Prigozhin’s statement appeared to confirm analysts’ view that the revolt was a desperate move to save Wagner from being dismantled after an order that all private military companies sign contracts with the Defense Ministry by July 1.

Prigozhin said most of his fighters refused to come under the Defense Ministry’s command. He said the force had planned to hand over the military equipment it was using in Ukraine on June 30 after pulling out of Ukraine and gathering in the southern Russian city of Rostov-on-Don. He accused the Defense Ministry of attacking Wagner’s camp, prompting them to move sooner.

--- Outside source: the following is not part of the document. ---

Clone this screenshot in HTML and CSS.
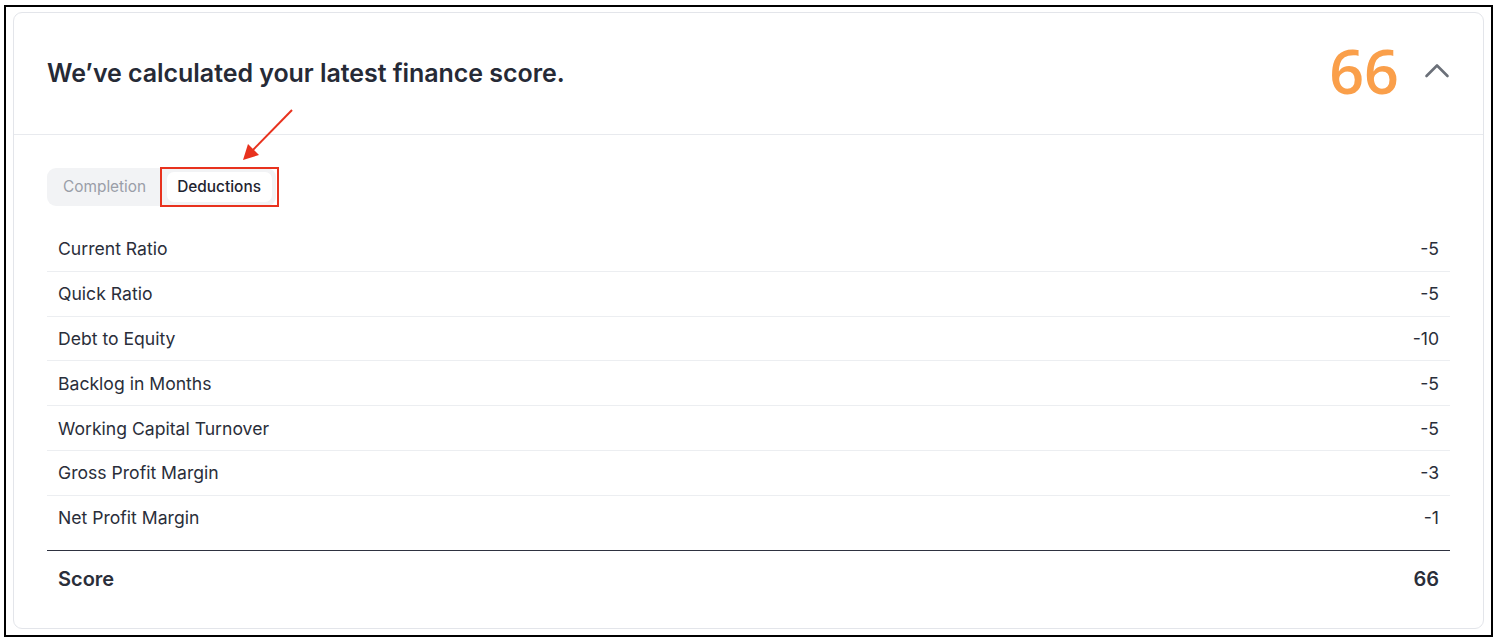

Russian political analyst Tatiana Stanovaya said on Twitter that Prigozhin’s mutiny “wasn’t a bid for power or an attempt to overtake the Kremlin,” but a desperate move amid his escalating rift with the military leadership.

While Prigozhin could get out of the crisis alive, he doesn’t have a political future in Russia under Putin, Stanovaya said.

It was unclear what the fissures opened by the 24-hour rebellion would mean for the war in Ukraine, where Western officials say Russia’s troops suffer low morale. Wagner’s forces were key to Russia’s only land victory in months, in Bakhmut.

The U.K. Ministry of Defense said today that Ukraine had “gained impetus” in its push around Bakhmut, making progress north and south of the town. Ukrainian forces claimed to have retaken Rivnopil, a village in southeast Ukraine that has seen heavy fighting.

Leaders of several of Ukraine’s European allies discussed the events in Russia over the weekend, and Biden said the U.S. was coordinating with allies to monitor the situation and maintain support for Kyiv. NATO Secretary-General Jens Stoltenberg called the events in Russia “an internal Russian matter.”

Russian Foreign Minister Sergey Lavrov said U.S. Ambassador Lynne Tracy had contacted Russian representatives Saturday to stress that the U.S. was not involved in the mutiny.

The events show the war is “cracking Russia’s political system,” said EU foreign policy chief Josep Borrell.

“The monster that Putin created with Wagner, the monster is biting him now,” Borrell said. “The monster is acting against his creator.”